(TASK DIRECTIONS) Write every record out again exactly, and keep images out of it.

(Pages as source code)
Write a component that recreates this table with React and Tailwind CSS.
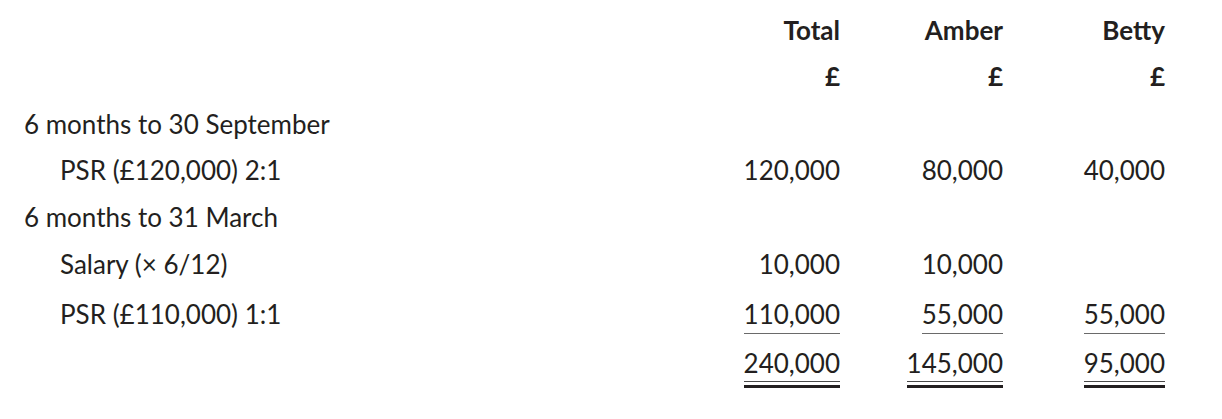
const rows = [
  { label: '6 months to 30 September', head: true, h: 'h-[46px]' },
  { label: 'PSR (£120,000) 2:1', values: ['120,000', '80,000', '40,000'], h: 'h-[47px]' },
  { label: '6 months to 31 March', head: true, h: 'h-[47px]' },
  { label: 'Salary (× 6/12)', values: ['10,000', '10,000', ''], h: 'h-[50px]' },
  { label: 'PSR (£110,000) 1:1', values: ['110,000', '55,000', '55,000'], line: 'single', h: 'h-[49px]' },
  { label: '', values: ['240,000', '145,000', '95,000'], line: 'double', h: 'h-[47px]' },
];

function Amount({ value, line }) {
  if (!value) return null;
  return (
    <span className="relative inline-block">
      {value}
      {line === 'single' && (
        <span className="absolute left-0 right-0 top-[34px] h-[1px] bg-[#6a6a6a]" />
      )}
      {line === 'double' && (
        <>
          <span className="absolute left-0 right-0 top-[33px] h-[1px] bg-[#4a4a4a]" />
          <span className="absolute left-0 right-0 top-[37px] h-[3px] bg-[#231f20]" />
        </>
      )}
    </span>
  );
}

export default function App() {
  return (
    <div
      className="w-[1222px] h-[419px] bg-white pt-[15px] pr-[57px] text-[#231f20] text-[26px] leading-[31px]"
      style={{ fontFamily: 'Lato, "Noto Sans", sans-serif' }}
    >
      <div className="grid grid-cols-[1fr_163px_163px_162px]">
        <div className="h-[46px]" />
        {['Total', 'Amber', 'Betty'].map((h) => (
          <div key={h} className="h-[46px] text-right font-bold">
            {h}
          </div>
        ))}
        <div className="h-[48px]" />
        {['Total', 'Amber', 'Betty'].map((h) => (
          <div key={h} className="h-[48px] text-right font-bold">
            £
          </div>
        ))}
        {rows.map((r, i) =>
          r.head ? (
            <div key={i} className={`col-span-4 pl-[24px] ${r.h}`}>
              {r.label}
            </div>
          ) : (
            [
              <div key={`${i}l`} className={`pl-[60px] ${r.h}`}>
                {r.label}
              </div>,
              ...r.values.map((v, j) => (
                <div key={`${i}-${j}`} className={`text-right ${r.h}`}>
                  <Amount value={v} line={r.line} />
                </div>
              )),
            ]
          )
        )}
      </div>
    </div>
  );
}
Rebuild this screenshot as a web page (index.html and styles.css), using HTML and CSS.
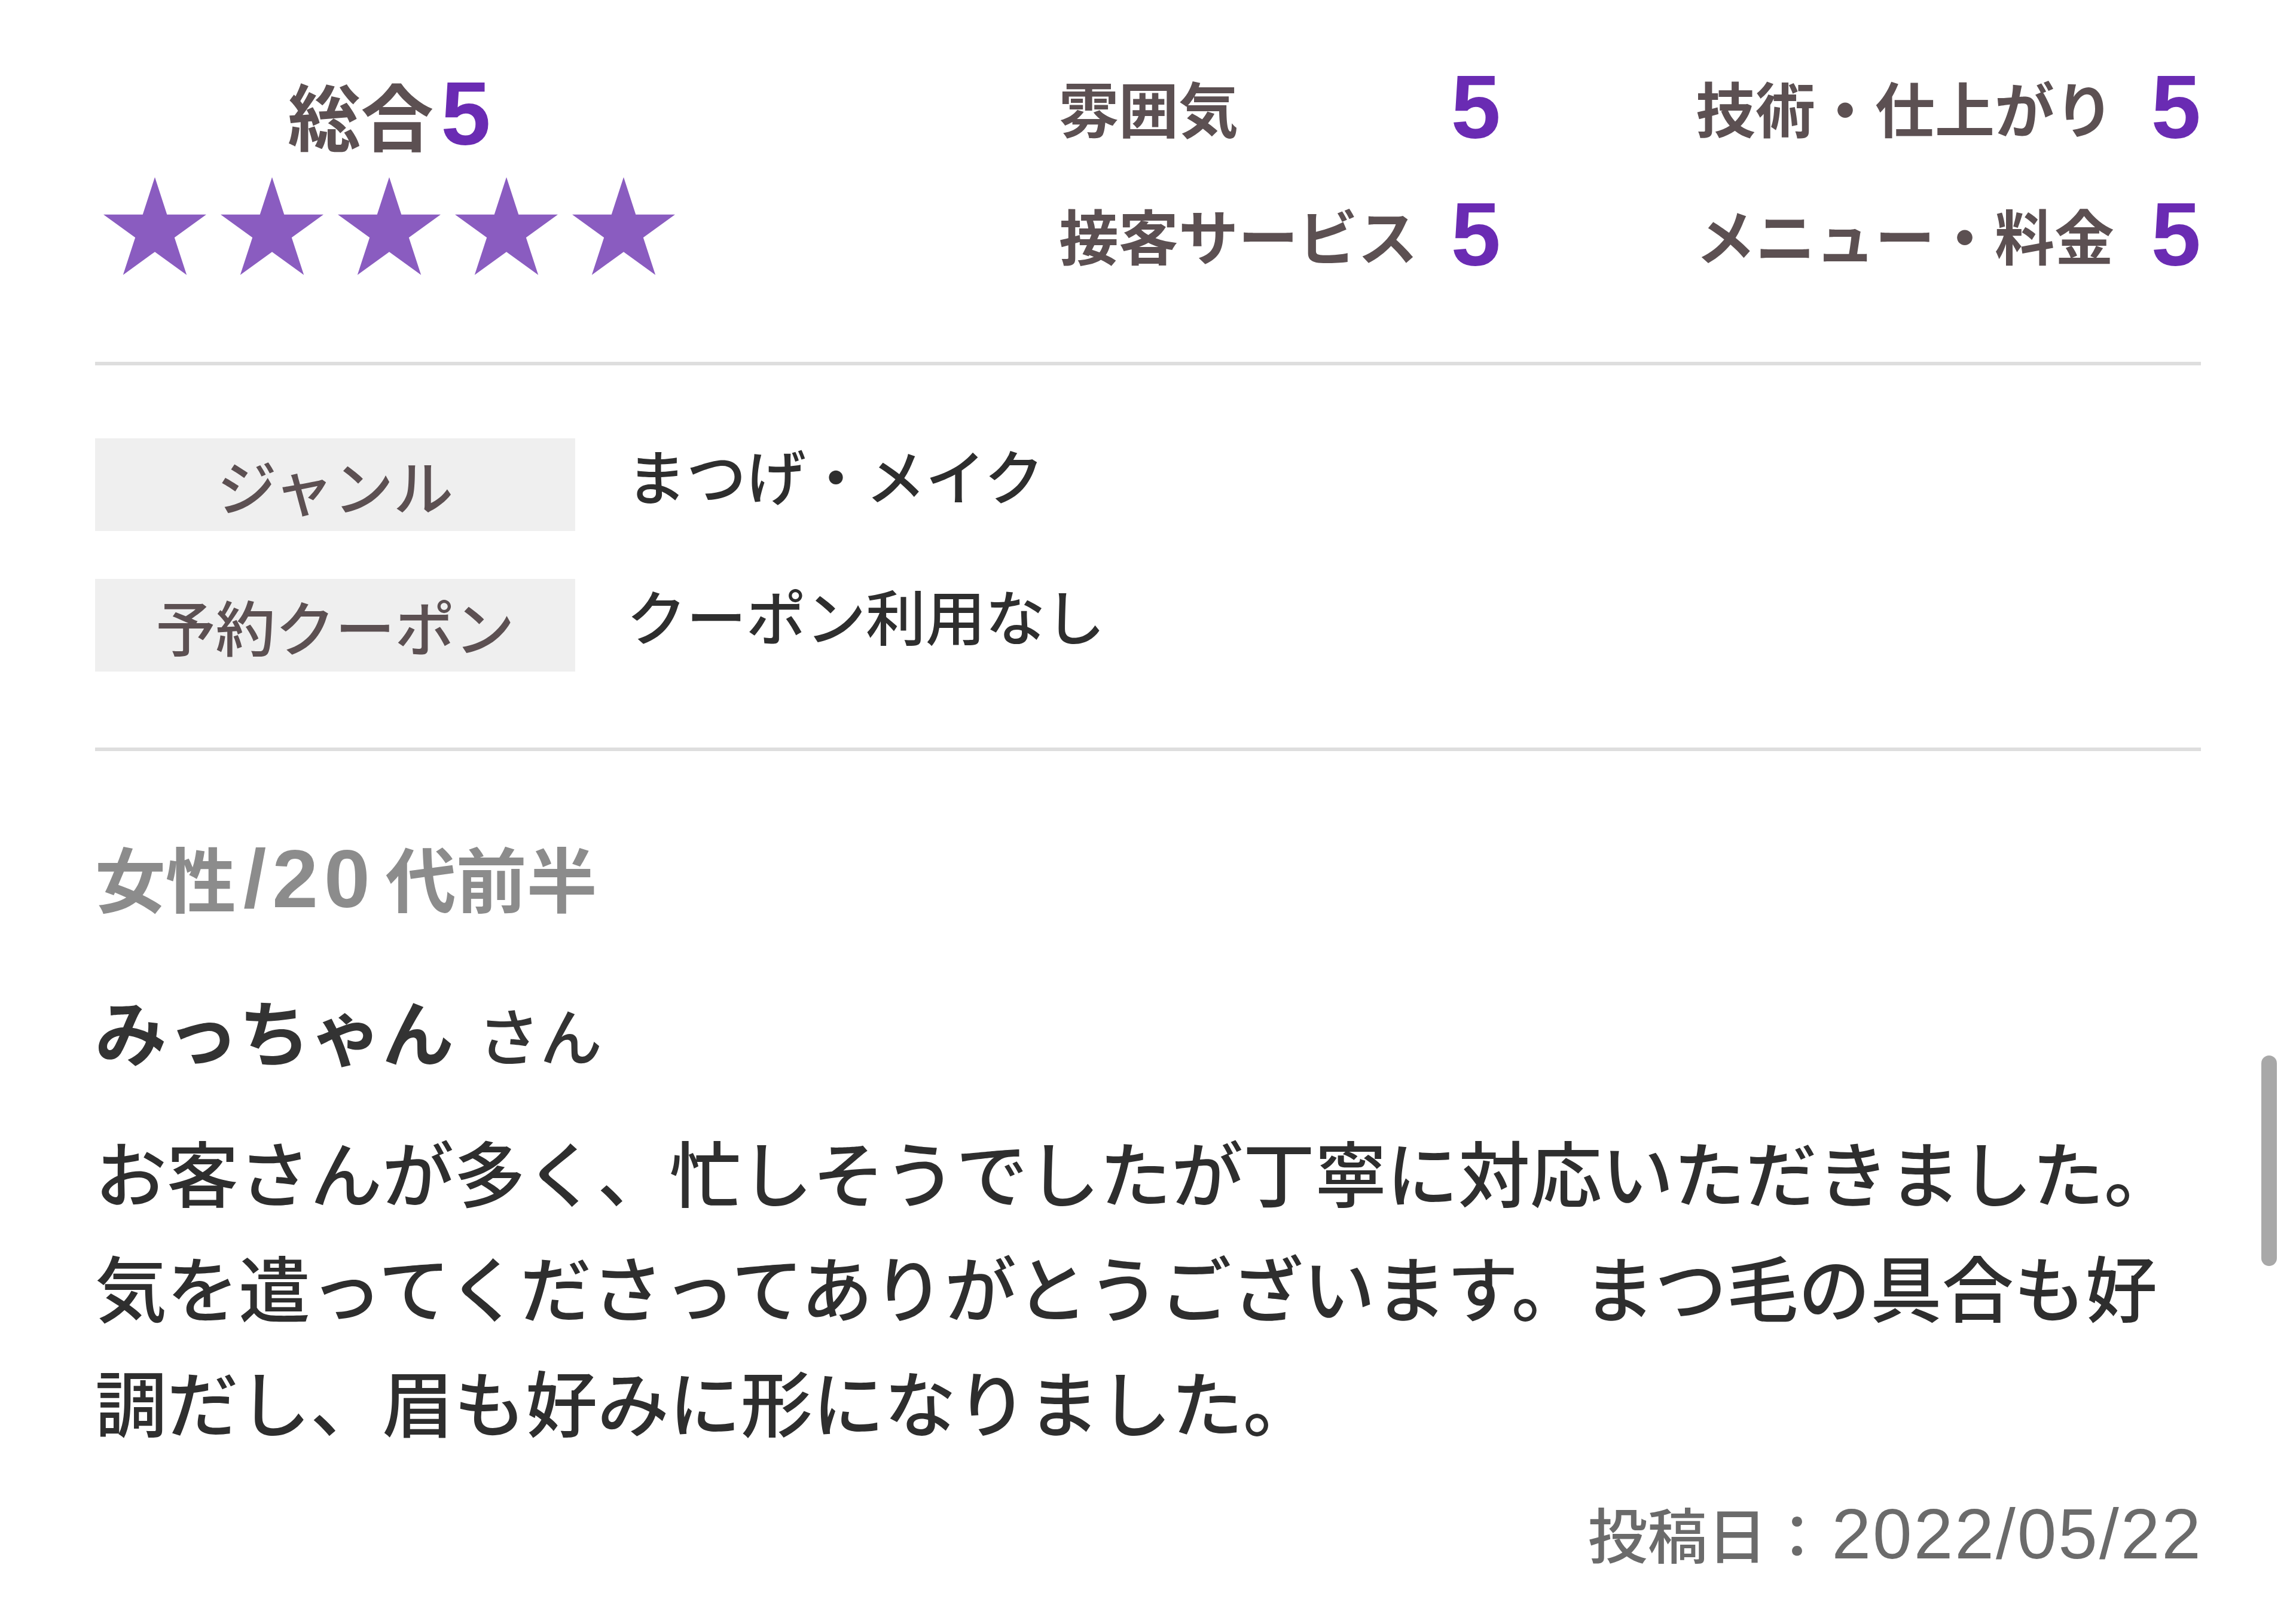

(SOLUTION)
Write a component that recreates this table with React and Tailwind CSS.
const rows = [
  { label: '6 months to 30 September', head: true, h: 'h-[46px]' },
  { label: 'PSR (£120,000) 2:1', values: ['120,000', '80,000', '40,000'], h: 'h-[47px]' },
  { label: '6 months to 31 March', head: true, h: 'h-[47px]' },
  { label: 'Salary (× 6/12)', values: ['10,000', '10,000', ''], h: 'h-[50px]' },
  { label: 'PSR (£110,000) 1:1', values: ['110,000', '55,000', '55,000'], line: 'single', h: 'h-[49px]' },
  { label: '', values: ['240,000', '145,000', '95,000'], line: 'double', h: 'h-[47px]' },
];

function Amount({ value, line }) {
  if (!value) return null;
  return (
    <span className="relative inline-block">
      {value}
      {line === 'single' && (
        <span className="absolute left-0 right-0 top-[34px] h-[1px] bg-[#6a6a6a]" />
      )}
      {line === 'double' && (
        <>
          <span className="absolute left-0 right-0 top-[33px] h-[1px] bg-[#4a4a4a]" />
          <span className="absolute left-0 right-0 top-[37px] h-[3px] bg-[#231f20]" />
        </>
      )}
    </span>
  );
}

export default function App() {
  return (
    <div
      className="w-[1222px] h-[419px] bg-white pt-[15px] pr-[57px] text-[#231f20] text-[26px] leading-[31px]"
      style={{ fontFamily: 'Lato, "Noto Sans", sans-serif' }}
    >
      <div className="grid grid-cols-[1fr_163px_163px_162px]">
        <div className="h-[46px]" />
        {['Total', 'Amber', 'Betty'].map((h) => (
          <div key={h} className="h-[46px] text-right font-bold">
            {h}
          </div>
        ))}
        <div className="h-[48px]" />
        {['Total', 'Amber', 'Betty'].map((h) => (
          <div key={h} className="h-[48px] text-right font-bold">
            £
          </div>
        ))}
        {rows.map((r, i) =>
          r.head ? (
            <div key={i} className={`col-span-4 pl-[24px] ${r.h}`}>
              {r.label}
            </div>
          ) : (
            [
              <div key={`${i}l`} className={`pl-[60px] ${r.h}`}>
                {r.label}
              </div>,
              ...r.values.map((v, j) => (
                <div key={`${i}-${j}`} className={`text-right ${r.h}`}>
                  <Amount value={v} line={r.line} />
                </div>
              )),
            ]
          )
        )}
      </div>
    </div>
  );
}
Rebuild this screenshot as a web page (index.html and styles.css), using HTML and CSS.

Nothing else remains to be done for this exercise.